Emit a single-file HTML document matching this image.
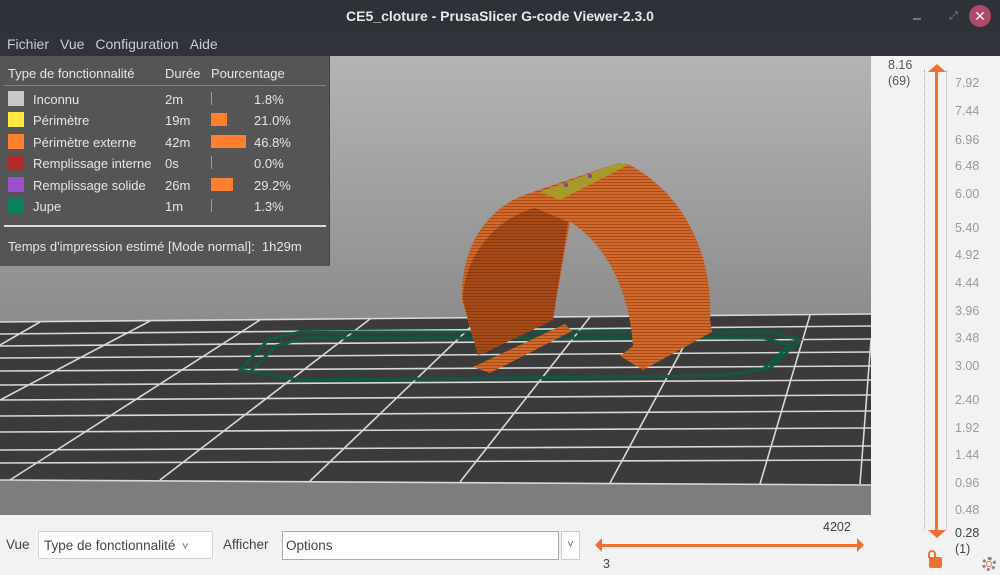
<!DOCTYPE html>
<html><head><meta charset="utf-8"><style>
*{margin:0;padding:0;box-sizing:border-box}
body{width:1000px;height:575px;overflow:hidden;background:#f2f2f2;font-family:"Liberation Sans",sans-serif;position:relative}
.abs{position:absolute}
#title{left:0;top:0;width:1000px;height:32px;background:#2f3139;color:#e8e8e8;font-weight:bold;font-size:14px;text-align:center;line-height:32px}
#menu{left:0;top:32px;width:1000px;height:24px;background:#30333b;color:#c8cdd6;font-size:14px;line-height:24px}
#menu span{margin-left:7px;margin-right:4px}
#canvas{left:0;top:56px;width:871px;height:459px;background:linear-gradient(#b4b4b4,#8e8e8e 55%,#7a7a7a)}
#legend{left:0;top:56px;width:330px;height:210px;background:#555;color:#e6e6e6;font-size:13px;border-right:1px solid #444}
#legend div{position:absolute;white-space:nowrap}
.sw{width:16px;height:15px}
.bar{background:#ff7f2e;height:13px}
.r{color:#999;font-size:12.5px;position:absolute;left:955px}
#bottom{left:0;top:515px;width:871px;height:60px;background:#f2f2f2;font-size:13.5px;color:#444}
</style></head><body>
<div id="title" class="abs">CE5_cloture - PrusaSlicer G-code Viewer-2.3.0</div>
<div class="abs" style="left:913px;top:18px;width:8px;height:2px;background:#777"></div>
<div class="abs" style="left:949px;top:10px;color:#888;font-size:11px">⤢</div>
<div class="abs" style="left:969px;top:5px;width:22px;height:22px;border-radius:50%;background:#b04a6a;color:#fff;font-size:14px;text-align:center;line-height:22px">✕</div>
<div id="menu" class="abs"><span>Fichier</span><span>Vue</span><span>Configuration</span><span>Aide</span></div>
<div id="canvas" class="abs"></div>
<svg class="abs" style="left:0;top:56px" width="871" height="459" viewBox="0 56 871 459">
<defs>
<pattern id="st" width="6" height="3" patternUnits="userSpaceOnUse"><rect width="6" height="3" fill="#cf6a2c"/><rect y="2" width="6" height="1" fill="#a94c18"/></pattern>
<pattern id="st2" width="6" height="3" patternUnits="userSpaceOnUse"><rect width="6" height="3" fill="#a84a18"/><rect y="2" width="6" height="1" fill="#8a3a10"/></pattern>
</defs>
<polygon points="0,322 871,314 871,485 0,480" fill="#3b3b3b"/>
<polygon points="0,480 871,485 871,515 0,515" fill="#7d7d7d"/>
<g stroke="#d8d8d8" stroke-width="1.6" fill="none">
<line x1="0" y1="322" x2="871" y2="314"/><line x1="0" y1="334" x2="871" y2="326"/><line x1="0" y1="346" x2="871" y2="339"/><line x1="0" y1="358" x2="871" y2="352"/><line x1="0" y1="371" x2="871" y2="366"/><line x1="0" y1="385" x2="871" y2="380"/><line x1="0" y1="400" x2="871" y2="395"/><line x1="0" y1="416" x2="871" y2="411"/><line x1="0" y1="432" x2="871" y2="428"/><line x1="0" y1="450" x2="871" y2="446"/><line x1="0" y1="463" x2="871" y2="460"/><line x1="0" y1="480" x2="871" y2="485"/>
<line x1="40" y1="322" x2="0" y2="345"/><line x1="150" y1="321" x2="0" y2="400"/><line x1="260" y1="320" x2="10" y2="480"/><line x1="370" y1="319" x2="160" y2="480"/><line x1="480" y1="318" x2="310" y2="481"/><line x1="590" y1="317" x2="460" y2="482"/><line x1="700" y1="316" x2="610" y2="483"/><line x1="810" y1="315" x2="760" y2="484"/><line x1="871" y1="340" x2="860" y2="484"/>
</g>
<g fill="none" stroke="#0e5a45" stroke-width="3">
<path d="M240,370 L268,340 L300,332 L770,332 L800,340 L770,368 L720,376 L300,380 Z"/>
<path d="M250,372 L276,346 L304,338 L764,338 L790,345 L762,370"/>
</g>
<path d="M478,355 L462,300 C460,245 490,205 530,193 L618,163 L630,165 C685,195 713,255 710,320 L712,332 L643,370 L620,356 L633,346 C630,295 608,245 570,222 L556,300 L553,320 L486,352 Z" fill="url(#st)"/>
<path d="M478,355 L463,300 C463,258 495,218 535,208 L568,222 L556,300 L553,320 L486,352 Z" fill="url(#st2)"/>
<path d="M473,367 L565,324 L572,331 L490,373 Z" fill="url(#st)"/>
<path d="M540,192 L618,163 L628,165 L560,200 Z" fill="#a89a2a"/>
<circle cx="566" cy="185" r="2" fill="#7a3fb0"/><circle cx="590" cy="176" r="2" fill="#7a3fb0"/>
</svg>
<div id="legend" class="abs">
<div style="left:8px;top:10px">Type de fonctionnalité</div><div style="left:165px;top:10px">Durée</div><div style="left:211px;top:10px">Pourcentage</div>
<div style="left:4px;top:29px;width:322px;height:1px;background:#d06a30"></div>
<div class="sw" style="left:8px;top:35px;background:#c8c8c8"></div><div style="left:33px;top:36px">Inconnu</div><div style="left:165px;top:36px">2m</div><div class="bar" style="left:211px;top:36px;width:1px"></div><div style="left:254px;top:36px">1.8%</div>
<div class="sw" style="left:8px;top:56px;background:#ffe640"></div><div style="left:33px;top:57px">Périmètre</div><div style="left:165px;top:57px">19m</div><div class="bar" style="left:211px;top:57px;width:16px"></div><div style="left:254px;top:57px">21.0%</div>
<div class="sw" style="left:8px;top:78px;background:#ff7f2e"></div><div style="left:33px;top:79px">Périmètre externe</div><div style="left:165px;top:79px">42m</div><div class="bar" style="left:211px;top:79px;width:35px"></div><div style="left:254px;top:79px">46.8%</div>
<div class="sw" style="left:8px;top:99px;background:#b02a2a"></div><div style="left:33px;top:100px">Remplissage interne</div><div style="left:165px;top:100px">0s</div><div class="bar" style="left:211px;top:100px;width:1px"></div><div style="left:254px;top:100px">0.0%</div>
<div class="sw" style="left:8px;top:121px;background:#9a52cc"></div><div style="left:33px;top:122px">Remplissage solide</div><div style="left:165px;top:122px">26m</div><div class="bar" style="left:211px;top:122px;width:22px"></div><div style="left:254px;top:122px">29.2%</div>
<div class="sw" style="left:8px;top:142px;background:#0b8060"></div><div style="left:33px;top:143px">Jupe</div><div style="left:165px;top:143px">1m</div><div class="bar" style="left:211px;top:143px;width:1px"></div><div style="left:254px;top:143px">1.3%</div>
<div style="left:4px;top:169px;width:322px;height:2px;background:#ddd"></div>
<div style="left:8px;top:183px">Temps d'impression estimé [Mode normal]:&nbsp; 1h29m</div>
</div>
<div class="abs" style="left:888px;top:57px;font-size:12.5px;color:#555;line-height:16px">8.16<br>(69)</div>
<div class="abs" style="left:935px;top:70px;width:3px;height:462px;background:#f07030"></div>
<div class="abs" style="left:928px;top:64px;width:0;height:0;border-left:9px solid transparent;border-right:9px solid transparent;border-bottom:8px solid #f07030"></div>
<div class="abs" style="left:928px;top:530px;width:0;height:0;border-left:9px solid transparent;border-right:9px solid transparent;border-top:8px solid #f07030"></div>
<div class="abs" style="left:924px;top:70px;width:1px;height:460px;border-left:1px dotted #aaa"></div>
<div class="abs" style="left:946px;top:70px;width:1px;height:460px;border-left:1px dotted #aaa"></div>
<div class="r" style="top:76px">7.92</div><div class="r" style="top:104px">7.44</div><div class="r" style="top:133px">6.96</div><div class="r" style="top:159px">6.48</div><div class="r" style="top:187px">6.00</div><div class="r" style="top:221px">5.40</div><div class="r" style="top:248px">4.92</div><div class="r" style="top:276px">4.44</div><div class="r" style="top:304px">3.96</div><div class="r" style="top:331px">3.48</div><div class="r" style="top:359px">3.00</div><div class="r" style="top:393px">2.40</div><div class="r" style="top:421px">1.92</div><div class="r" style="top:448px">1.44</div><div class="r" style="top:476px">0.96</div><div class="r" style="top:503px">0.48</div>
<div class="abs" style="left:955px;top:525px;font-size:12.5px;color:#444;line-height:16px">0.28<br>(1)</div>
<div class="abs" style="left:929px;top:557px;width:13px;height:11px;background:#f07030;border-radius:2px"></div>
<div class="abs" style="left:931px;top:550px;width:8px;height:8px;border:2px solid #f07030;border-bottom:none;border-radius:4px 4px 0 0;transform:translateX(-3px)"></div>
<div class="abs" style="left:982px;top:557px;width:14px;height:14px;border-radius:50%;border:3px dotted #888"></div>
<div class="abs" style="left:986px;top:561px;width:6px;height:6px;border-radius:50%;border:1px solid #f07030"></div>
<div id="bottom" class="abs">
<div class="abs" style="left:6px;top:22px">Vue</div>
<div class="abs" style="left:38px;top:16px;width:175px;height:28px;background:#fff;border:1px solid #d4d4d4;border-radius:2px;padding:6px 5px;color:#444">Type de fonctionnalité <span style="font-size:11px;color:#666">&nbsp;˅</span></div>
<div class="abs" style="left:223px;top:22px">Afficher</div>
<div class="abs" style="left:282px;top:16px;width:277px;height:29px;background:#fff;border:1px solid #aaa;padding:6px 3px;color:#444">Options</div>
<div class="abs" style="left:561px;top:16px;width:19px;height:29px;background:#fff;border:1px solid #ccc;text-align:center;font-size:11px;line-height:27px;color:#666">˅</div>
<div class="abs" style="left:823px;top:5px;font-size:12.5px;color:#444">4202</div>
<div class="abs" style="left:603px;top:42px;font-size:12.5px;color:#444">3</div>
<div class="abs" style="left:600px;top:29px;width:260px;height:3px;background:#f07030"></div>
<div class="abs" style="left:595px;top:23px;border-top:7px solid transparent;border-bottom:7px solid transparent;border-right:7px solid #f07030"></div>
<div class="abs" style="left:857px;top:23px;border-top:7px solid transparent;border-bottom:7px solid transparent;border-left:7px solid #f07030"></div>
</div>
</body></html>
#####
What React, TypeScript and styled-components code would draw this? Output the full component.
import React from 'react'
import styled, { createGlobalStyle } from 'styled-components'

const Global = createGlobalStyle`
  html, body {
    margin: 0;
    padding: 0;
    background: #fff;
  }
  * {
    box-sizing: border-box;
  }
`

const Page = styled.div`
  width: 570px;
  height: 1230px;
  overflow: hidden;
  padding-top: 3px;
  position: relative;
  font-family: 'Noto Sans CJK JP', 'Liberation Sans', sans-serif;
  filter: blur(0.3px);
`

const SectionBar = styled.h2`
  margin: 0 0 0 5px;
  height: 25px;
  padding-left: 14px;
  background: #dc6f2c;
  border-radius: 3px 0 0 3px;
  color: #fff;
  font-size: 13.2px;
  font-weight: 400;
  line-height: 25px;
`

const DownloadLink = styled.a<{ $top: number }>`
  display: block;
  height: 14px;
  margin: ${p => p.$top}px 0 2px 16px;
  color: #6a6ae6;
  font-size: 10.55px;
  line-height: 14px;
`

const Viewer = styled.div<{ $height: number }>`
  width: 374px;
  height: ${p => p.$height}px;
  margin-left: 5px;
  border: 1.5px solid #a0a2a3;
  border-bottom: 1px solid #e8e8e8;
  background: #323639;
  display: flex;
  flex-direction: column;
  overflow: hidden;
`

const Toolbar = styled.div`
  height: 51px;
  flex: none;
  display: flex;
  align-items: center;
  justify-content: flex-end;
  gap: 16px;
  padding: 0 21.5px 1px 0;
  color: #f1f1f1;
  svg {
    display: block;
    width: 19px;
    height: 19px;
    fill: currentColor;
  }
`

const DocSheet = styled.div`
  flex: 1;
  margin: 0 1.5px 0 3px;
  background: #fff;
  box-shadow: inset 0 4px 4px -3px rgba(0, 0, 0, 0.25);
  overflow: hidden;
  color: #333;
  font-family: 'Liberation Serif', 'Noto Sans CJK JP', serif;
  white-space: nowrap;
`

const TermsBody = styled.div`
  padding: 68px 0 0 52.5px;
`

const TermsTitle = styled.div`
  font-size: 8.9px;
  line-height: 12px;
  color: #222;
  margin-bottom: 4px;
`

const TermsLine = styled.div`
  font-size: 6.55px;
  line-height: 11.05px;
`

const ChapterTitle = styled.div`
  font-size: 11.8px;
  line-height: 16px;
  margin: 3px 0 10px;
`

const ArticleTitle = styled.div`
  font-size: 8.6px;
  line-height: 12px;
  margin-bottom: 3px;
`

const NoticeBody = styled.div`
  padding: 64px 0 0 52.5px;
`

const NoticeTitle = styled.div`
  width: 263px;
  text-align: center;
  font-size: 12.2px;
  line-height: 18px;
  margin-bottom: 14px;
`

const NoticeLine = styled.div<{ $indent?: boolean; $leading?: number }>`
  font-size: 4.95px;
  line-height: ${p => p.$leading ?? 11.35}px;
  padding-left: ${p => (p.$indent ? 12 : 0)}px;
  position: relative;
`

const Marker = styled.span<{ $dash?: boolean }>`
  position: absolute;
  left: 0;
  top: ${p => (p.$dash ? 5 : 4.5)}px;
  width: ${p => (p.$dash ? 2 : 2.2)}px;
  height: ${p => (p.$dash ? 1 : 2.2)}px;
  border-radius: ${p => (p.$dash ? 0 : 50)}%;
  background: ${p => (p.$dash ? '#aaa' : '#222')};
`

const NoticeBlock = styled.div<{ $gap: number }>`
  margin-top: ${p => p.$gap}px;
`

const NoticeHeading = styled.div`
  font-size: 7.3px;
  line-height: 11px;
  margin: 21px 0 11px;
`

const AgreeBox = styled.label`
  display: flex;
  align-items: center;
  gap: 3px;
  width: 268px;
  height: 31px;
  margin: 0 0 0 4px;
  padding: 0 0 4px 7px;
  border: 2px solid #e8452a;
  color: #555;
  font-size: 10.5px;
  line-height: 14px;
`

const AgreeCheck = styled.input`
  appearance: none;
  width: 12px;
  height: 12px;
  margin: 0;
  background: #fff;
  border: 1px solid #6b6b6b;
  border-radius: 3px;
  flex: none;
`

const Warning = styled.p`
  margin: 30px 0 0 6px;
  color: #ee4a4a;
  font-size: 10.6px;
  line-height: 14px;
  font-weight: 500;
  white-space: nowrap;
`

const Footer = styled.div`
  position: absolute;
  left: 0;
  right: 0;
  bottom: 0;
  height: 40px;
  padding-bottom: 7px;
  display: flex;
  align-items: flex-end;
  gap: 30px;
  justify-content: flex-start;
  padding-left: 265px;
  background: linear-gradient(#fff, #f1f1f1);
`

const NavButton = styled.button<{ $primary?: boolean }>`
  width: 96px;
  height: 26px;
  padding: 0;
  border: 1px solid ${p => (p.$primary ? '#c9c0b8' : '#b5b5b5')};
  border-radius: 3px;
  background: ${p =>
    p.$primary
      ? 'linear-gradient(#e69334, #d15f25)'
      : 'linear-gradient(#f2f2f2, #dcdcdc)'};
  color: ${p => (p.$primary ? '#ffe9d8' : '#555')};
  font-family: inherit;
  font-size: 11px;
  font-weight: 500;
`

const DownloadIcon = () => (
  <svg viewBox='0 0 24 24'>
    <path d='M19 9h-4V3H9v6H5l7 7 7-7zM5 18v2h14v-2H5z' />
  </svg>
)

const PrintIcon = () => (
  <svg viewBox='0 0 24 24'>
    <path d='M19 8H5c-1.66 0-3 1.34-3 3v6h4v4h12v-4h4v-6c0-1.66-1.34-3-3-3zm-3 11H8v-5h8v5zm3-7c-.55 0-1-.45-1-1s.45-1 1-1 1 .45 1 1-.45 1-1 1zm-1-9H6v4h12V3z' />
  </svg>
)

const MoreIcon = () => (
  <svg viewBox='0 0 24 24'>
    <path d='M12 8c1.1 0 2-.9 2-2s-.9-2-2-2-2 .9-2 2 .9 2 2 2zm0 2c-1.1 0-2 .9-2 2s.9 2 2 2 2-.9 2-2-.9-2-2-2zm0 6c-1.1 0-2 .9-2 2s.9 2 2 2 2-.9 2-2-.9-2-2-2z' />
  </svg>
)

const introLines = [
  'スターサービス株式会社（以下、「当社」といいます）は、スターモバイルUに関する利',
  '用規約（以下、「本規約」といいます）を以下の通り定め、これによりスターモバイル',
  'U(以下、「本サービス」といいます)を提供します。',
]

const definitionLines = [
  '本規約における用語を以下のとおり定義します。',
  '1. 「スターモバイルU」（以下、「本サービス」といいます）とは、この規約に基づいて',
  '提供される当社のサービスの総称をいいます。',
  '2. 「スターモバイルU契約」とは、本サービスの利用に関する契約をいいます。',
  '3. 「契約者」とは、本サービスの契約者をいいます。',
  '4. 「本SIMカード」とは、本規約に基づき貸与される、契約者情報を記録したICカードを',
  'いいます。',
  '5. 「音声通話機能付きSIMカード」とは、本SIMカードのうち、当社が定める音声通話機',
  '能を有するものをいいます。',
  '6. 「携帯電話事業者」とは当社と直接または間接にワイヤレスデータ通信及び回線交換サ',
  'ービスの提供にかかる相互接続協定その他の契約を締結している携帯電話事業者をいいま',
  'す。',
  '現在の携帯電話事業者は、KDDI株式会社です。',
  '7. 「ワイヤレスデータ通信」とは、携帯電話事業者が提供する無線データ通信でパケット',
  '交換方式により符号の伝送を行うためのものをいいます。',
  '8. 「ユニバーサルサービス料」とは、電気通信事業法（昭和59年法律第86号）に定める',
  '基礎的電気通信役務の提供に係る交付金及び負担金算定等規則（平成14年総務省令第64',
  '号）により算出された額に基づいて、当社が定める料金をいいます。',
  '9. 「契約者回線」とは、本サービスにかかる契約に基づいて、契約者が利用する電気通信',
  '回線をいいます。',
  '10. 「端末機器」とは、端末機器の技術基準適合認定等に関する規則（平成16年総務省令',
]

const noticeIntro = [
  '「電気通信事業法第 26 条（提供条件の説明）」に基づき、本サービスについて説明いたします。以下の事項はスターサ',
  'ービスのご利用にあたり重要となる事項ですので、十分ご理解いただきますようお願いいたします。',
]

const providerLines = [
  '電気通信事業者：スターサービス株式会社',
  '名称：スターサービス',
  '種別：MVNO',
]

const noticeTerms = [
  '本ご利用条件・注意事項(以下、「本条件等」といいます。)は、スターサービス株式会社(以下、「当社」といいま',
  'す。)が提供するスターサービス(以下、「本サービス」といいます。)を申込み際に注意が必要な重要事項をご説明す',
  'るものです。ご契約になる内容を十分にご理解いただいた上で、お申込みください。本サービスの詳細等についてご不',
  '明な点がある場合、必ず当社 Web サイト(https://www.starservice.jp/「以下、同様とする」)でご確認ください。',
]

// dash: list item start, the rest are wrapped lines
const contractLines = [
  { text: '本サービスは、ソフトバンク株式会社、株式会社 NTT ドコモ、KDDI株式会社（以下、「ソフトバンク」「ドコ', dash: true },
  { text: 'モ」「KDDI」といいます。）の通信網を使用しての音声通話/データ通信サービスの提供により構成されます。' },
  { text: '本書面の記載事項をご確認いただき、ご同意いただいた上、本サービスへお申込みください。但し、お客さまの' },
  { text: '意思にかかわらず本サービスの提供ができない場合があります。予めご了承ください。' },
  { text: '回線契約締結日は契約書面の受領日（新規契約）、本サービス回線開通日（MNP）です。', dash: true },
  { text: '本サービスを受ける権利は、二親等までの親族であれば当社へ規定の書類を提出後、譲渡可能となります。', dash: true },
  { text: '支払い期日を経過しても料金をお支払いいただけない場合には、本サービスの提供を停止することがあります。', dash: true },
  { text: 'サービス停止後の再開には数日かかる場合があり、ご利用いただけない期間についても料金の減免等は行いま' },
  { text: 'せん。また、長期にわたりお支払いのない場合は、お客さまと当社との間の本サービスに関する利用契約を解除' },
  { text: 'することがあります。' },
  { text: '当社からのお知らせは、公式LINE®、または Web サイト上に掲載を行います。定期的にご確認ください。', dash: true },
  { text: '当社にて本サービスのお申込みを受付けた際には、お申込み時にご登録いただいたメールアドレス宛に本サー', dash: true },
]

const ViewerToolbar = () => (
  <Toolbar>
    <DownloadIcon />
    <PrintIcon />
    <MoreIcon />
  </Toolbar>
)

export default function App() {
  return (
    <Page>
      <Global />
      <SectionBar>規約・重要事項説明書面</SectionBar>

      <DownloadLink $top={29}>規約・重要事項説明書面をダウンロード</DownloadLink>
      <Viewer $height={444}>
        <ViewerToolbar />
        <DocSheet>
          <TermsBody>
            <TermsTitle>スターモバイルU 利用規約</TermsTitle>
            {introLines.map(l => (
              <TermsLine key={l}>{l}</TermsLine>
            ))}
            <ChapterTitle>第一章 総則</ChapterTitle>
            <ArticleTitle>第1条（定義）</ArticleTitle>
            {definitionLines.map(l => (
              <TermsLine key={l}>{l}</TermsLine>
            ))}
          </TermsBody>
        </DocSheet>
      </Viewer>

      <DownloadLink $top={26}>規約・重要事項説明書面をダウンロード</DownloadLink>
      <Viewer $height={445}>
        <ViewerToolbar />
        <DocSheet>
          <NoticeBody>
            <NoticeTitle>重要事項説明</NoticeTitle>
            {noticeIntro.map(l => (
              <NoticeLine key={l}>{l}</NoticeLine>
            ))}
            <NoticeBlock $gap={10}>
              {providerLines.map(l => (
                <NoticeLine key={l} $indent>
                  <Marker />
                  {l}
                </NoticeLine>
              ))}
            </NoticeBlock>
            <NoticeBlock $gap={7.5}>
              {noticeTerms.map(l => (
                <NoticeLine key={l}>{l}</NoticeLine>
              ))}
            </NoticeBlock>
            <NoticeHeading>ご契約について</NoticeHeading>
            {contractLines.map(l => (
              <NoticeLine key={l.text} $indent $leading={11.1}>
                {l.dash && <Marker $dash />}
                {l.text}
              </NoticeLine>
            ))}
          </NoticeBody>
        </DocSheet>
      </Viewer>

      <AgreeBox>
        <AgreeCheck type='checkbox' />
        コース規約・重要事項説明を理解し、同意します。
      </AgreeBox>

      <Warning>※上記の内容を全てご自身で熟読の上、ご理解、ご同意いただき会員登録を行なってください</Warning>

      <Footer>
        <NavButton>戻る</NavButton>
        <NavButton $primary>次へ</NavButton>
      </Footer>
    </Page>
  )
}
#####
* **Work required**
Go through the material line by line. Show each line that contains the string "components".

* **Response to the exercise**
What React, TypeScript and styled-components code would draw this? Output the full component.
import styled, { createGlobalStyle } from 'styled-components'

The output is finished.